**WHAT YOU ARE ASKED TO DO:**
Show every line containing "this" by copying it.

Collection entries:
____
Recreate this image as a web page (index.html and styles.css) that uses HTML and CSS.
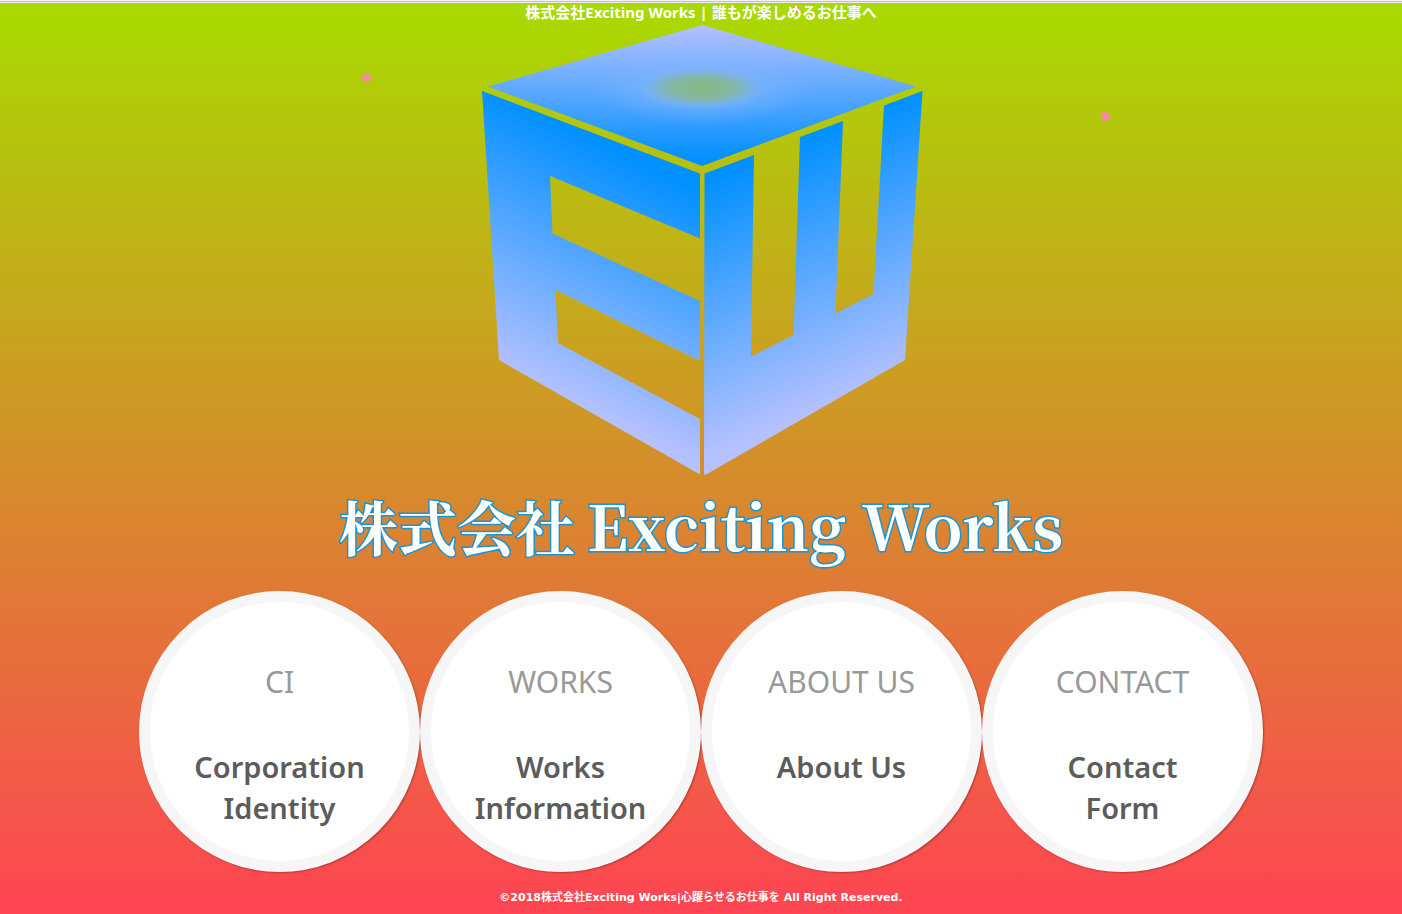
FILE: index.html
```html
<!DOCTYPE html>
<html lang="ja">
<head>
<meta charset="utf-8">
<meta name="viewport" content="width=device-width, initial-scale=1">
<title>株式会社Exciting Works | 誰もが楽しめるお仕事へ</title>
<link rel="stylesheet" href="styles.css">
</head>
<body>
<div class="particles" aria-hidden="true">
  <span class="particle particle-left"></span>
  <span class="particle particle-right"></span>
  <span class="particle particle-top"></span>
</div>
<header class="site-header">
  <h1 class="site-title">株式会社Exciting Works | 誰もが楽しめるお仕事へ</h1>
</header>
<main class="main">
  <svg class="cube" viewBox="479 23 444 452" role="img" aria-label="EW">
    <defs>
      <linearGradient id="face-top" gradientUnits="userSpaceOnUse" x1="702" y1="25" x2="702" y2="160">
        <stop offset="0" stop-color="#b4c0ff"/>
        <stop offset="1" stop-color="#0090ff"/>
      </linearGradient>
      <linearGradient id="face-left" gradientUnits="userSpaceOnUse" x1="602" y1="142" x2="493" y2="365">
        <stop offset="0" stop-color="#0090ff"/>
        <stop offset="1" stop-color="#b6c1ff"/>
      </linearGradient>
      <linearGradient id="face-right" gradientUnits="userSpaceOnUse" x1="804" y1="138" x2="904" y2="376">
        <stop offset="0" stop-color="#0090ff"/>
        <stop offset="1" stop-color="#b6c1ff"/>
      </linearGradient>
      <radialGradient id="glow">
        <stop offset="0" stop-color="#80b6ff" stop-opacity=".9"/>
        <stop offset=".5" stop-color="#80b6ff" stop-opacity=".5"/>
        <stop offset="1" stop-color="#80b6ff" stop-opacity="0"/>
      </radialGradient>
      <radialGradient id="core">
        <stop offset="0" stop-color="#88b880"/>
        <stop offset=".5" stop-color="#85b79a" stop-opacity=".9"/>
        <stop offset="1" stop-color="#80b6e8" stop-opacity="0"/>
      </radialGradient>
    </defs>
    <path fill="url(#face-top)" d="M488 86.500L702 25L916 86.500L702 166Z"/>
    <ellipse cx="702" cy="88" rx="112" ry="37" fill="url(#glow)"/>
    <ellipse cx="702" cy="88" rx="66" ry="22" fill="url(#core)"/>
    <path fill="url(#face-left)" d="M482 91L700 173.500V238.500L550 176L552.500 233.500L700 301V361L555.500 290L558 343L700 419V474.500L499 360Z"/>
    <path fill="url(#face-right)" d="M704.500 173.500L754 155L751 356.500L793.500 335L800 137L843 121L835.500 313.500L873.500 294L884 105.500L922.500 91L905 360L706 474.500H704Z"/>
  </svg>
  <p class="brand"><span class="brand-ja">株式会社</span><span class="brand-en">Exciting Works</span></p>
  <nav class="menu">
    <a class="menu-item" href="#ci"><span class="menu-label">CI</span><strong class="menu-text">Corporation Identity</strong></a>
    <a class="menu-item" href="#works"><span class="menu-label">WORKS</span><strong class="menu-text">Works Information</strong></a>
    <a class="menu-item" href="#about"><span class="menu-label">ABOUT US</span><strong class="menu-text">About Us</strong></a>
    <a class="menu-item" href="#contact"><span class="menu-label">CONTACT</span><strong class="menu-text">Contact<br>Form</strong></a>
  </nav>
</main>
<footer class="site-footer">©2018株式会社Exciting Works|心躍らせるお仕事を All Right Reserved.</footer>
</body>
</html>
```

FILE: styles.css
```css
* {
  box-sizing: border-box;
}

body {
  position: relative;
  margin: 0;
  min-height: 100vh;
  border-top: 1px solid #f4f2f4;
  background: linear-gradient(#a8db00, #ff4453);
  font-family: "DejaVu Sans", "Noto Sans CJK JP", sans-serif;
  color: #fff;
}

.site-header {
  position: relative;
  border-top: 1px solid #c6c2c6;
  box-shadow: inset 0 1px #efeaf4;
}

.site-title {
  margin: 0;
  padding-bottom: 1px;
  font-family: "Noto Sans", "Noto Sans CJK JP", sans-serif;
  font-size: 15px;
  line-height: 20px;
  font-weight: 700;
  text-align: center;
}

.particle {
  position: absolute;
  width: 9px;
  height: 9px;
  border-radius: 50%;
  background: #f48c9c;
}

.particle-left {
  left: 25.8%;
  top: 72px;
}

.particle-right {
  left: 78.5%;
  top: 111px;
}

.particle-top {
  left: 56.5%;
  top: 4px;
  opacity: .5;
}

.main {
  display: flex;
  flex-direction: column;
  align-items: center;
}

.cube {
  display: block;
  width: 444px;
  max-width: 90%;
  height: auto;
}

.brand {
  display: flex;
  flex-wrap: wrap;
  justify-content: center;
  align-items: baseline;
  gap: 0 12px;
  margin: 10px 0 25px;
  line-height: 80px;
  font-weight: 700;
  -webkit-text-stroke: 3px #1b94d2;
  paint-order: stroke fill;
}

.brand-ja {
  font-family: "Noto Serif CJK JP", "Noto Sans CJK JP", serif;
  font-size: 59px;
}

.brand-en {
  font-family: "Noto Serif CJK JP", "Liberation Serif", serif;
  font-size: 62px;
}

.menu {
  display: grid;
  grid-template-columns: repeat(auto-fit, minmax(260px, 1fr));
  width: 100%;
  max-width: 1124px;
}

.menu-item {
  display: flex;
  flex-direction: column;
  align-items: center;
  aspect-ratio: 1;
  padding: 60px 30px 0;
  border: 11px solid #f6f6f6;
  border-radius: 50%;
  background: #fff;
  box-shadow: 1px 1px 2px rgba(0, 0, 0, .3);
  font-family: "Noto Sans", sans-serif;
  text-align: center;
  text-decoration: none;
}

.menu-label {
  margin-bottom: 44px;
  font-family: "Comic Sans MS", "Noto Sans", sans-serif;
  font-size: 30px;
  line-height: 40px;
  color: #999;
}

.menu-text {
  font-size: 29px;
  line-height: 41px;
  font-weight: 600;
  color: #5c5c5c;
}

.site-footer {
  padding: 16px 0 6px;
  font-size: 11px;
  line-height: 20px;
  font-weight: 700;
  text-align: center;
}
```
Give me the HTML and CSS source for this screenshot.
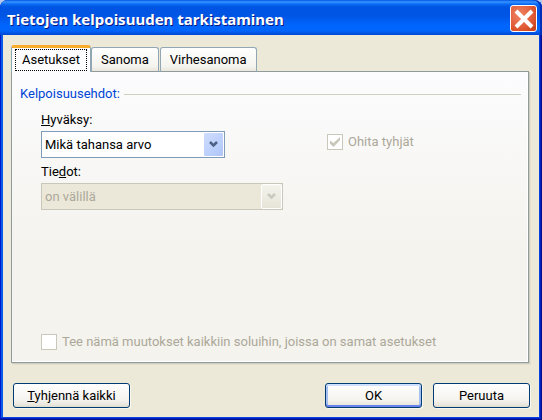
FILE: index.html
```html
<!DOCTYPE html>
<html lang="fi">
<head>
  <meta charset="UTF-8" />
  <meta name="viewport" content="width=device-width, initial-scale=1" />
  <title>Tietojen kelpoisuuden tarkistaminen</title>
  <link rel="stylesheet" href="styles.css">
</head>
<body>
  <div class="window">
    <header class="titlebar">
      <h1>Tietojen kelpoisuuden tarkistaminen</h1>
      <button class="close" type="button" aria-label="Sulje">
        <svg width="20" height="20" viewBox="0 0 20 20"><path d="M2 2 L18 18 M18 2 L2 18" stroke="#fff" stroke-width="4" fill="none" /></svg>
      </button>
    </header>
    <form class="content">
      <div class="tabs" role="tablist">
        <button class="tab active" type="button" role="tab" aria-selected="true"><span>Asetukset</span></button>
        <button class="tab" type="button" role="tab"><span>Sanoma</span></button>
        <button class="tab" type="button" role="tab"><span>Virhesanoma</span></button>
      </div>
      <section class="panel" role="tabpanel">
        <h2>Kelpoisuusehdot:</h2>
        <div class="fields">
          <div class="row">
            <div class="field">
              <label for="allow"><u>H</u>yväksy:</label>
              <div class="combo">
                <select id="allow">
                  <option>Mikä tahansa arvo</option>
                </select>
                <span class="arrow"><svg width="9" height="7" viewBox="0 0 9 7"><path d="M1 1 L4.500 4.500 L8 1" /></svg></span>
              </div>
            </div>
            <label class="check"><input type="checkbox" checked disabled>Ohita tyhjät</label>
          </div>
          <div class="field wide">
            <label for="data">Tie<u>d</u>ot:</label>
            <div class="combo">
              <select id="data" disabled>
                <option>on välillä</option>
              </select>
              <span class="arrow"><svg width="9" height="7" viewBox="0 0 9 7"><path d="M1 1 L4.500 4.500 L8 1" /></svg></span>
            </div>
          </div>
        </div>
        <label class="check apply"><input type="checkbox" disabled>Tee nämä muutokset kaikkiin soluihin, joissa on samat asetukset</label>
      </section>
      <footer class="actions">
        <button class="btn clear" type="button"><u>T</u>yhjennä kaikki</button>
        <button class="btn default" type="submit">OK</button>
        <button class="btn" type="button">Peruuta</button>
      </footer>
    </form>
  </div>
</body>
</html>
```

FILE: styles.css
```css
* {
  margin: 0; padding: 0; box-sizing: border-box;
}
body {
  background: #b4c8ec;
  font-family: Roboto, Tahoma, sans-serif;
  font-size: 13px;
  line-height: 16px;
  color: #000;
}
button, select {
  font: inherit;
  color: inherit;
}
.window {
  min-height: 100vh;
  display: flex;
  flex-direction: column;
  padding: 0 3px 3px;
  background: #ece9d8;
  border-radius: 8px 8px 0 0;
  box-shadow: inset -1px -1px #00138c, inset 1px 0 #0019cf, inset -2px -2px #001dbe, inset -3px -3px #0a3fe0, inset 3px 0 #0a5ae8;
}
.titlebar {
  height: 35px;
  margin: 0 -3px;
  padding: 5px 5px 3px 7px;
  display: flex;
  align-items: center;
  justify-content: space-between;
  border-radius: 8px 8px 0 0;
  background: linear-gradient(#0058e6 0, #3a93ff 2px, #0a6cf5 4px, #0054e3 7px, #0055e5 16px, #0066ff 26px, #0064fa 31px, #0046d0 35px);
  box-shadow: inset -2px 0 #0030b8;
}
.titlebar h1 {
  font-family: "Noto Sans", sans-serif;
  font-size: 15px;
  line-height: 20px;
  font-weight: 700;
  color: #fff;
  text-shadow: 1px 1px #0a1883;
}
.close {
  width: 27px;
  height: 27px;
  display: flex;
  align-items: center;
  justify-content: center;
  border: 1px solid #fff;
  border-radius: 3px;
  background: radial-gradient(circle at 35% 35%, #ee8465, #e05a35 60%, #c43a10);
}
.content {
  flex: 1;
  display: flex;
  flex-direction: column;
  padding: 10px 9px 9px 8px;
}
.tabs {
  display: flex;
  align-items: flex-end;
  position: relative;
  margin-bottom: -1px;
}
.tab {
  height: 25px;
  padding: 0 9px;
  margin-right: 1px;
  border: 1px solid #91a7b4;
  border-bottom-color: #919b9c;
  border-radius: 3px 3px 0 0;
  background: linear-gradient(#fff, #f4f3ee 80%, #e8e6dc);
}
.tab.active {
  height: 27px;
  margin-right: 0;
  padding: 0 3px;
  border-color: #f8ac2c #91a7b4;
  border-top-width: 3px;
  border-bottom: 0;
  background: #fcfcfe;
}
.tab.active span {
  display: block;
  padding: 2px 6px;
  border: 1px dotted #000;
}
.panel {
  flex: 1;
  display: flex;
  flex-direction: column;
  margin-right: 1px;
  padding: 14px 7px 12px 8px;
  border: 1px solid #919b9c;
  background: linear-gradient(#fcfcfe, #f4f3ee 60%, #f4f3ee);
  box-shadow: inset -1px -1px #fff, 1px 1px #d0cebf, 2px 2px #e2dfd0;
}
.panel h2 {
  display: flex;
  align-items: center;
  gap: 4px;
  font-size: 13px;
  font-weight: 400;
  color: #0046d5;
}
.panel h2::after {
  content: "";
  flex: 1;
  height: 1px;
  background: #d0d0bf;
}
.fields {
  padding: 10px 20px 0 21px;
}
.row {
  display: flex;
  gap: 102px;
  align-items: flex-end;
}
.row .check {
  padding-bottom: 8px;
}
.field {
  width: 184px;
}
.field.wide {
  width: 242px;
  margin-top: 6px;
}
.field label {
  display: block;
  margin-bottom: 3px;
}
.combo {
  position: relative;
}
.combo select {
  appearance: none;
  display: block;
  width: 100%;
  height: 27px;
  padding: 0 24px 0 3px;
  border: 1px solid #7f9db9;
  border-radius: 0;
  background: #fff;
}
.combo select:disabled {
  border-color: #c9c7ba;
  background: #ebe8d9;
  color: #aca899;
  opacity: 1;
}
.arrow {
  position: absolute;
  top: 1px;
  right: 1px;
  bottom: 1px;
  width: 21px;
  display: flex;
  align-items: center;
  justify-content: center;
  border: 1px solid #fff;
  border-radius: 2px;
  background: linear-gradient(135deg, #cfdcfc, #bcd0fc 60%, #adc4f7);
  pointer-events: none;
}
.arrow path {
  fill: none;
  stroke: #4d6185;
  stroke-width: 2.5;
}
select:disabled + .arrow {
  background: linear-gradient(#f4f3ec, #e6e4d9);
}
select:disabled + .arrow path {
  stroke: #c9c9be;
}
.check {
  display: flex;
  align-items: center;
  gap: 5px;
  color: #aca899;
}
.check input {
  appearance: none;
  width: 16px;
  height: 16px;
  flex: none;
  display: grid;
  place-items: center;
  border: 1px solid #cac8bb;
  background: #fff;
}
.check input:checked::before {
  content: "";
  width: 10px;
  height: 10px;
  background: #cac8bb;
  clip-path: polygon(0 35%, 35% 60%, 100% 0, 100% 32%, 35% 100%, 0 68%);
}
.apply {
  margin-top: auto;
  padding-left: 21px;
}
.actions {
  display: flex;
  gap: 11px;
  padding: 20px 0 0 2px;
}
.btn {
  width: 97px;
  height: 25px;
  border: 1px solid #003c74;
  border-radius: 3px;
  background: linear-gradient(#fff, #f4f3ee 70%, #e9e7de 90%, #dfdccf);
  box-shadow: 1px 1px #f8f7f0;
}
.btn.clear {
  width: 117px;
  margin-right: auto;
}
.btn.default {
  box-shadow: inset 0 2px #cee0ff, inset 0 -2px #6982ee, inset 2px 0 #a4bff0, inset -2px 0 #a4bff0, 1px 1px #f8f7f0;
}
```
____
**FULL SOLUTION:**
Recreate this image as a web page (index.html and styles.css) that uses HTML and CSS.
Give me the HTML and CSS source for this screenshot.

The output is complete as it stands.